Third, Ms. Corey would not have filed charges until her team had established beyond a reasonable doubt that Zimmerman is guilty, and they had eliminated all affirmative defenses, including excusable or justifiably homicide.

Florida Rule of Professional Conduct 3.8, cmt.: "Florida has adopted the American Bar Association Standards of Criminal Justice Relating to the Prosecution Function. This is the product of prolonged and careful deliberation by lawyers experienced in criminal prosecution and defense and should be consulted for further guidance."

ABA Std. 3-1.4(a): "A prosecutor should not make ... an extrajudicial statement that a reasonable person would expect to be disseminated by means of public communication, if the prosecutor ... reasonably should know that it will have a substantial likelihood of prejudicing a criminal proceeding."  Cmt. to 3.1: "the opinion of the lawyer on the guilt of the defendant, the merits of the case, or the merits of the evidence in the case" is "ordinarily likely to have a substantial likelihood of prejudicing a criminal proceeding."

Corey:  "We know only one category as prosecutors, and that is a 'V.'  It's not a 'B,' it's not a 'W,' it's not an 'H.'  It's 'V,' for victim.  That's who we work tirelessly for.  And that's all we know, is justice for our victims."  Corey also referred to "our precious victims."

ABA Std. 3-2.1, cmt.:  "The idea that the criminal law ... is designed to vindicate public rather than private interests is now firmly established."
ABA Std. 3-3.2, cmt.: "the prosecutor's client is not the victim."

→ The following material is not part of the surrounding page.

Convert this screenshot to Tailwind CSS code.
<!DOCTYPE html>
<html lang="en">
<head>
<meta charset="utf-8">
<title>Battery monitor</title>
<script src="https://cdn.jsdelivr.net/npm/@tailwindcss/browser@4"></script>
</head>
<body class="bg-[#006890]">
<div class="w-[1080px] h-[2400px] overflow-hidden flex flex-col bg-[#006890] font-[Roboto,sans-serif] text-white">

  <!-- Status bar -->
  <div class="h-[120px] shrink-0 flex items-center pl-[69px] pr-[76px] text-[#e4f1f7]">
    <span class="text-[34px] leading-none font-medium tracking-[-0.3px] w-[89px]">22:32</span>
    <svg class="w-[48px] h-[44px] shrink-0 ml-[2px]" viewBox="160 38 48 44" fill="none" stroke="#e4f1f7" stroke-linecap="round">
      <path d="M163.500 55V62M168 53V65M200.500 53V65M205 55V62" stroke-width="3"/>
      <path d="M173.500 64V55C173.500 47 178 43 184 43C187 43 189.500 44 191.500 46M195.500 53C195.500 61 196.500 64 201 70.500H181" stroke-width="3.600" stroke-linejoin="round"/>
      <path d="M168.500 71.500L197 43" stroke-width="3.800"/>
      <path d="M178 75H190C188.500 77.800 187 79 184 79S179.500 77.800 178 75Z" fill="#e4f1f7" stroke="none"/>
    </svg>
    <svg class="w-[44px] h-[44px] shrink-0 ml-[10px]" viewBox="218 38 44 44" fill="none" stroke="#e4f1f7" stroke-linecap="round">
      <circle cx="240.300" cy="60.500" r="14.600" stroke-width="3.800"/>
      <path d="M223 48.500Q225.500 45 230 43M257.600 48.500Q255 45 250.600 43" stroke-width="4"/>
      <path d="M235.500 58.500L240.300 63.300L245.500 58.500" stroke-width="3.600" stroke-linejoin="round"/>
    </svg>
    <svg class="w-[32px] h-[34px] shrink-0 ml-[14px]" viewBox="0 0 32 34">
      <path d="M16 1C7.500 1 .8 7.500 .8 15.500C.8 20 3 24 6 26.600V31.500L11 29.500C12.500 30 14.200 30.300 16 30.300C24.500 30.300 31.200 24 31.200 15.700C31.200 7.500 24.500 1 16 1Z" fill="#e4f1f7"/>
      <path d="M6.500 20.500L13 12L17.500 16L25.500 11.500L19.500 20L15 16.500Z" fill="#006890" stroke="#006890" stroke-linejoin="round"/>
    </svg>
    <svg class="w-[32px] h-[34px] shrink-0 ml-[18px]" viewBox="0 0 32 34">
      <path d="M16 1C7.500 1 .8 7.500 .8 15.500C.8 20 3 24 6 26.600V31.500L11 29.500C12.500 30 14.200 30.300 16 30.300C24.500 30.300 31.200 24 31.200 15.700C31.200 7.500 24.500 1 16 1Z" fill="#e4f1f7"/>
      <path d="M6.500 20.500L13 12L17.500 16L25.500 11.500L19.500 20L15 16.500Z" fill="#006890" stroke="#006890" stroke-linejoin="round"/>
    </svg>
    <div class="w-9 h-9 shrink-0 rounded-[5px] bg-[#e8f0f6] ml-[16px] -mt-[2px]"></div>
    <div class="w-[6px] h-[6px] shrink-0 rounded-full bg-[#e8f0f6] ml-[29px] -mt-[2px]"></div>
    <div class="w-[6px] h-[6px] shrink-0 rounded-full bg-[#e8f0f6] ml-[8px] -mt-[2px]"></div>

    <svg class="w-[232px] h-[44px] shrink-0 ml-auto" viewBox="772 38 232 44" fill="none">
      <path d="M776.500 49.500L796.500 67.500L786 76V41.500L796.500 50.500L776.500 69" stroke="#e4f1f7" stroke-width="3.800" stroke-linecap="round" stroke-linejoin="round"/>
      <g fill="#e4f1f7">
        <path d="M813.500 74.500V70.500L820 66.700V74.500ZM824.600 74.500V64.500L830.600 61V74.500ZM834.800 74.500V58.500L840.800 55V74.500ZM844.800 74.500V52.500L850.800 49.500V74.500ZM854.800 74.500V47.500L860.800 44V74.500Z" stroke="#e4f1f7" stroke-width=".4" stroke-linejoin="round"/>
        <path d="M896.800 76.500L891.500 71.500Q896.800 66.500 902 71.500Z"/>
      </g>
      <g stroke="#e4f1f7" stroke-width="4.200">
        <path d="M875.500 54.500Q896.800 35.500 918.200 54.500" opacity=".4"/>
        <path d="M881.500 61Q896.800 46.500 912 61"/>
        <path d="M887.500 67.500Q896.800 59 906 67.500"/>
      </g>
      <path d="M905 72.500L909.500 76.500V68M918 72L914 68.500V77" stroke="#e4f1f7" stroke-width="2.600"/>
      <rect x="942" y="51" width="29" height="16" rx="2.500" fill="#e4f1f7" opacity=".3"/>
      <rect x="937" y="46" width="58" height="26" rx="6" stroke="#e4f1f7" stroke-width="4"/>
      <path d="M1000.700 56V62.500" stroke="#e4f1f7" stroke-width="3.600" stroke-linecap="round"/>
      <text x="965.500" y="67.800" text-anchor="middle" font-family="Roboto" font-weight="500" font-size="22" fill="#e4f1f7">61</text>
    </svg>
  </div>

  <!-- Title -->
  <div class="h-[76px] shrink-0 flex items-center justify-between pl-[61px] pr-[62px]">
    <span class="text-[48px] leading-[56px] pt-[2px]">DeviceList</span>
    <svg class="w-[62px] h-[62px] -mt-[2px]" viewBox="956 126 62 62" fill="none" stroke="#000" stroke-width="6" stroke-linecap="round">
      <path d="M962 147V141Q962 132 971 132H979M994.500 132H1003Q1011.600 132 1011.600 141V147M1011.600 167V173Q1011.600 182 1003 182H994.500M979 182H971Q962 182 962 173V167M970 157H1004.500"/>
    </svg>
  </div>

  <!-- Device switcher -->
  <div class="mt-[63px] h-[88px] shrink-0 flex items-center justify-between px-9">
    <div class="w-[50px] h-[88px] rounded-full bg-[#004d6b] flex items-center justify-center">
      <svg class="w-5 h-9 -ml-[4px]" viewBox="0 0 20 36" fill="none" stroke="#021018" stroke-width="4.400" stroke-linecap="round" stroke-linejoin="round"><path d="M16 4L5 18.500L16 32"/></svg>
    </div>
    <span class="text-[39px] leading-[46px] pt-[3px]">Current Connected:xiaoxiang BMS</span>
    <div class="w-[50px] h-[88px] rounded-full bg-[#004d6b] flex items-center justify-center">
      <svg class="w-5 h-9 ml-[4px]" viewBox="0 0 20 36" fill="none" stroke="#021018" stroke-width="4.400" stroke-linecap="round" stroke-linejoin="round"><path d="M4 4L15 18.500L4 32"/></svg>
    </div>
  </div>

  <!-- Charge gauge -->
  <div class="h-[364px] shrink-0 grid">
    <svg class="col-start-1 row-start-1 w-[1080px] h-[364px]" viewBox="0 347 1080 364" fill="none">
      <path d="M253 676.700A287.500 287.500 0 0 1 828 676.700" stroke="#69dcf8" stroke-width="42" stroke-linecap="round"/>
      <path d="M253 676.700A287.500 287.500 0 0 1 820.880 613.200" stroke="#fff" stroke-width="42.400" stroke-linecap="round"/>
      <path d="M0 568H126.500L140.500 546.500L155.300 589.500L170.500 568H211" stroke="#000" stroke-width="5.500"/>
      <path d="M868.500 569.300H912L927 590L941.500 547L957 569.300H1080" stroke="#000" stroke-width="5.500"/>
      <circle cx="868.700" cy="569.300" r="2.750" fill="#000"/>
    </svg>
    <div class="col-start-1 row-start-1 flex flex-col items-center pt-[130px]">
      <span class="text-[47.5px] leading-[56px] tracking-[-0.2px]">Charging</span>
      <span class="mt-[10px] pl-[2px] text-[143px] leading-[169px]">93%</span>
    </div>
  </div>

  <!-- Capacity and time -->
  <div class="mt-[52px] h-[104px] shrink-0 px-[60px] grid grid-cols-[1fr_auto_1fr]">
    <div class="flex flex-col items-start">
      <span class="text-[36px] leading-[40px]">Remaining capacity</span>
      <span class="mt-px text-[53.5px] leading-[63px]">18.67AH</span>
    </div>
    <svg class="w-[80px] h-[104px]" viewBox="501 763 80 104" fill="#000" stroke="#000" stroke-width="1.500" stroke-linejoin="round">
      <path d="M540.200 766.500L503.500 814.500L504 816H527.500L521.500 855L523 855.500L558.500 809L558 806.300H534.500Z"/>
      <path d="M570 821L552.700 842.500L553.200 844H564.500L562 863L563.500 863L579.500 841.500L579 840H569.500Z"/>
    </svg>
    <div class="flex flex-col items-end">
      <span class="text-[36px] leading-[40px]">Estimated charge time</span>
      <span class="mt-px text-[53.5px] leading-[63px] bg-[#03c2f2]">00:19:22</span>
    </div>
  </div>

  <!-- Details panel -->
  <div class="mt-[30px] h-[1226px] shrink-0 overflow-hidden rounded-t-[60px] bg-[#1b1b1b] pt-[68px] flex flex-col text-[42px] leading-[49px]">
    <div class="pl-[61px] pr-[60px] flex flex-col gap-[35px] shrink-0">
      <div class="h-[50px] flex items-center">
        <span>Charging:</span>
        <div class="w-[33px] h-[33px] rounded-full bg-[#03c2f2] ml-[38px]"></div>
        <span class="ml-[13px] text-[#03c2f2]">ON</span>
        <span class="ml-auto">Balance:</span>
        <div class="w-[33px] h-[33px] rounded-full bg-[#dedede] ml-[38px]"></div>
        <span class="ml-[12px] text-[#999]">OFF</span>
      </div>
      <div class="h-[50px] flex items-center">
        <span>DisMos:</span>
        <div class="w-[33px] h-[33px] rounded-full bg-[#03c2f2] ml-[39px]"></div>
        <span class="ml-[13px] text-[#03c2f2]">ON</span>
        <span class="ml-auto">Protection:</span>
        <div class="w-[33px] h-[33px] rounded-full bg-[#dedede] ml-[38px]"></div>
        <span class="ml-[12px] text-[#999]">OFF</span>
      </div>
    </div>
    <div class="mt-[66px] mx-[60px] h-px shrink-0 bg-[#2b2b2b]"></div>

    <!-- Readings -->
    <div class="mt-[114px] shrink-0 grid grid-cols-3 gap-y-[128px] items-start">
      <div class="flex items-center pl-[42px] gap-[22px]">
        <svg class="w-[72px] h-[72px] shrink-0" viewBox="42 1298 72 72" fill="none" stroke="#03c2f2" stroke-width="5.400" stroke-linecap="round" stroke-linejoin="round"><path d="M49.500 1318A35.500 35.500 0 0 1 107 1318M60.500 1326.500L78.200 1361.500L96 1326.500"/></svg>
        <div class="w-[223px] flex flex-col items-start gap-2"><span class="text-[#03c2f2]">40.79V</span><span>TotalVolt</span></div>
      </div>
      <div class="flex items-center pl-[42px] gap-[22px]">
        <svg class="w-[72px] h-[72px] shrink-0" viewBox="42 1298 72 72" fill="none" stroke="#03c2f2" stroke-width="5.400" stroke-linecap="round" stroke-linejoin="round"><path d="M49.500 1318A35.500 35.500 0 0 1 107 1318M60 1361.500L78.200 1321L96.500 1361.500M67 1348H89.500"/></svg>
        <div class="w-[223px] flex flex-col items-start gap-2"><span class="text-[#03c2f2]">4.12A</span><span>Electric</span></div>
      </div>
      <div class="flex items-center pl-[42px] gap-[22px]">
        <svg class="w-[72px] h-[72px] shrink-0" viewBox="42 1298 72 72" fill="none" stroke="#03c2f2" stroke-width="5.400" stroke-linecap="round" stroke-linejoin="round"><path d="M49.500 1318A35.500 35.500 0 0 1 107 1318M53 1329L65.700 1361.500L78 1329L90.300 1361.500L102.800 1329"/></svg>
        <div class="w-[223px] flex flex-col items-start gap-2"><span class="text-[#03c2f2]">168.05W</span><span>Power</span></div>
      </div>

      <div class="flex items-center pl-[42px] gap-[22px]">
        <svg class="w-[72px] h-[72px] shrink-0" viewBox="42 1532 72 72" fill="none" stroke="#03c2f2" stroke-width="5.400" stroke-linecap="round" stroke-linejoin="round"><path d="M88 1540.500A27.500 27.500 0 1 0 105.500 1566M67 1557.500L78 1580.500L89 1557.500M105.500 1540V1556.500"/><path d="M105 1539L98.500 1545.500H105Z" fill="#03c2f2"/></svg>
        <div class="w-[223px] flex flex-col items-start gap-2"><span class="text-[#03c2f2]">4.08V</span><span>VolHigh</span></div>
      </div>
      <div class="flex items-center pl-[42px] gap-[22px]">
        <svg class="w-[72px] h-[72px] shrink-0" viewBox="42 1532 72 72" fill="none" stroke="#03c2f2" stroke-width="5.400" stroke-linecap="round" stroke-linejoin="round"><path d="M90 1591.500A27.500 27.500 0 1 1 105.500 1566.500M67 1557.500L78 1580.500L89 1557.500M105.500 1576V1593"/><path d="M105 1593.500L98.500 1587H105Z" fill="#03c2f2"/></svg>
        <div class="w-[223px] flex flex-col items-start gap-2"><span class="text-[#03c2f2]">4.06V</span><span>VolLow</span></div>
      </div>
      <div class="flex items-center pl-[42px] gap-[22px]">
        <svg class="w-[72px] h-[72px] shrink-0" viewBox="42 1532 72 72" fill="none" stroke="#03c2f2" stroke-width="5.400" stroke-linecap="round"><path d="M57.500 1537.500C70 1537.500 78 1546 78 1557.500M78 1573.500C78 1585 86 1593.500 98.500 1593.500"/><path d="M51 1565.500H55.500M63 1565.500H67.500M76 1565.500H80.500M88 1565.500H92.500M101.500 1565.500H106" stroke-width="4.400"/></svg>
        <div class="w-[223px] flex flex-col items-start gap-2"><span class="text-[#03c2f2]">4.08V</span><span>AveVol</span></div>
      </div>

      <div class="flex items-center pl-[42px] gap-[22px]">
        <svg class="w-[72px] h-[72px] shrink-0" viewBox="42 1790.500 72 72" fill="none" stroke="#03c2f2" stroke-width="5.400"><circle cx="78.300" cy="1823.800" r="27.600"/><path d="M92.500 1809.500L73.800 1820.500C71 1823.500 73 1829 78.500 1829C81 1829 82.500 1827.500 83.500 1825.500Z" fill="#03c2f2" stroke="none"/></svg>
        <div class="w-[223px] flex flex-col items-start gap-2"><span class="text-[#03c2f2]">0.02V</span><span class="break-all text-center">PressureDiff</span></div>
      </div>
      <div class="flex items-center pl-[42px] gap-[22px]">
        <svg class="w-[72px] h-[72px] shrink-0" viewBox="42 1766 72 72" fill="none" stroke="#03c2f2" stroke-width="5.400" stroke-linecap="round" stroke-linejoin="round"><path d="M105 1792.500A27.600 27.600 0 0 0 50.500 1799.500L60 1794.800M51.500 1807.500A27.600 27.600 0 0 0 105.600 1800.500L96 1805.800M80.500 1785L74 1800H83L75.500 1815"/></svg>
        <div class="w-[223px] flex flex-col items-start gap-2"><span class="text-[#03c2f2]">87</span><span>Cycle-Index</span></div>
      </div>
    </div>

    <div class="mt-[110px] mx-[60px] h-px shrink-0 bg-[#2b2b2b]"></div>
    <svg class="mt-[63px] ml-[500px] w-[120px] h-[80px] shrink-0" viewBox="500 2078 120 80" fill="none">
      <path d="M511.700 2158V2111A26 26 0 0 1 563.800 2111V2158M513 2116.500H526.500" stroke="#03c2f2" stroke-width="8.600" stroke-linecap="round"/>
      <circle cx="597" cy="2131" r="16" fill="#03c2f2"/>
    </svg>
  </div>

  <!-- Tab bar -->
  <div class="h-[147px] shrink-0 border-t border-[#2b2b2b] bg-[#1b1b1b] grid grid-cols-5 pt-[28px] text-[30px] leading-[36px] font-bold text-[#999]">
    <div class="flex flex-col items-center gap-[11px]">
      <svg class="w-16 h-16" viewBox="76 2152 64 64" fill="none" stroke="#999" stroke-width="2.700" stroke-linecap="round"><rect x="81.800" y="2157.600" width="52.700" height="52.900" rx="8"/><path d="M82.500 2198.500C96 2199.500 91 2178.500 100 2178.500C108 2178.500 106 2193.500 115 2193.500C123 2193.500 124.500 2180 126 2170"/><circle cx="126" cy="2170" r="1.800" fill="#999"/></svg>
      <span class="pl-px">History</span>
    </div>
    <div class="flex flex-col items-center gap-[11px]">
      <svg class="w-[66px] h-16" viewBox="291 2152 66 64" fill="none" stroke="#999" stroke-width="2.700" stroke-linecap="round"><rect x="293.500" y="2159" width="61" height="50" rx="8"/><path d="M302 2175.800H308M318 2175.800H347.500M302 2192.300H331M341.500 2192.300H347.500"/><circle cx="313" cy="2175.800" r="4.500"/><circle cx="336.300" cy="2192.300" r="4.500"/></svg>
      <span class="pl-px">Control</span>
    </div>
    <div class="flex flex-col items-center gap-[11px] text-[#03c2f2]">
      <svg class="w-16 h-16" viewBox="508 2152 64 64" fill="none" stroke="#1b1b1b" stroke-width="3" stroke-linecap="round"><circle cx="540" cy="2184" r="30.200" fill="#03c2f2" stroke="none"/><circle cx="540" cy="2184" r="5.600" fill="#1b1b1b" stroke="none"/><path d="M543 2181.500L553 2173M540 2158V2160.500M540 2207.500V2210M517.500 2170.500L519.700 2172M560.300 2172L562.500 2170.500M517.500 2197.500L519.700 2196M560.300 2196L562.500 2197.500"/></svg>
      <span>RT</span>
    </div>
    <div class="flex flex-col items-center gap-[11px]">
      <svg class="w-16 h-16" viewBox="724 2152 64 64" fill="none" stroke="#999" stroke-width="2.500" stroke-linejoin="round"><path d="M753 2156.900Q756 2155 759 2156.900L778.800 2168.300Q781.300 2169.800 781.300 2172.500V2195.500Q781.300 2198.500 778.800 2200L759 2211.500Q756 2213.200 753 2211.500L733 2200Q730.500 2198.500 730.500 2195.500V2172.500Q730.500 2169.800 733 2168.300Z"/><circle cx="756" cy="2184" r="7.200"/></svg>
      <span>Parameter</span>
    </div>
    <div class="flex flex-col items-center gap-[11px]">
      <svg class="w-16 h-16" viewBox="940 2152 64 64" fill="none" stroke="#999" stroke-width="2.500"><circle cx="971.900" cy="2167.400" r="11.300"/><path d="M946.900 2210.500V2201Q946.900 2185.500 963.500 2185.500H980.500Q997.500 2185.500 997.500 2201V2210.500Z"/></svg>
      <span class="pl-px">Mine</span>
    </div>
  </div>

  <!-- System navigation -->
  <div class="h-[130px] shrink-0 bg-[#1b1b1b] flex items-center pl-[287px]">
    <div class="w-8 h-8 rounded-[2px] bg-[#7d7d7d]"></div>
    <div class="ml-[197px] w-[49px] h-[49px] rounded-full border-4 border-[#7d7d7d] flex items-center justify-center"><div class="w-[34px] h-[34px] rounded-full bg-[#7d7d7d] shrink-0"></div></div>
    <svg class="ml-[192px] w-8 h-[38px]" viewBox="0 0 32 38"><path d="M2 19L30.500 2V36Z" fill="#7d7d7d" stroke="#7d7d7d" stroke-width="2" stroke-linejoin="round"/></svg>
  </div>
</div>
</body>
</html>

Corey:  The first thing my team and I did upon being appointed was to meet with Trayvon's family and pray with them.  "We opened our meeting with prayer."  Also, Ms. Corey thanked "all those people across this country who have sent positive energy and prayers our way," and she asked them to continue to pray for Trayvon's family and for her team.  "Remember, it is Trayvon's family that are our constitutional victims...."

At this point, do we need the due process of a trial by jury?  Can Zimmerman receive the due process of a trial by an impartial jury?  Why should anyone care?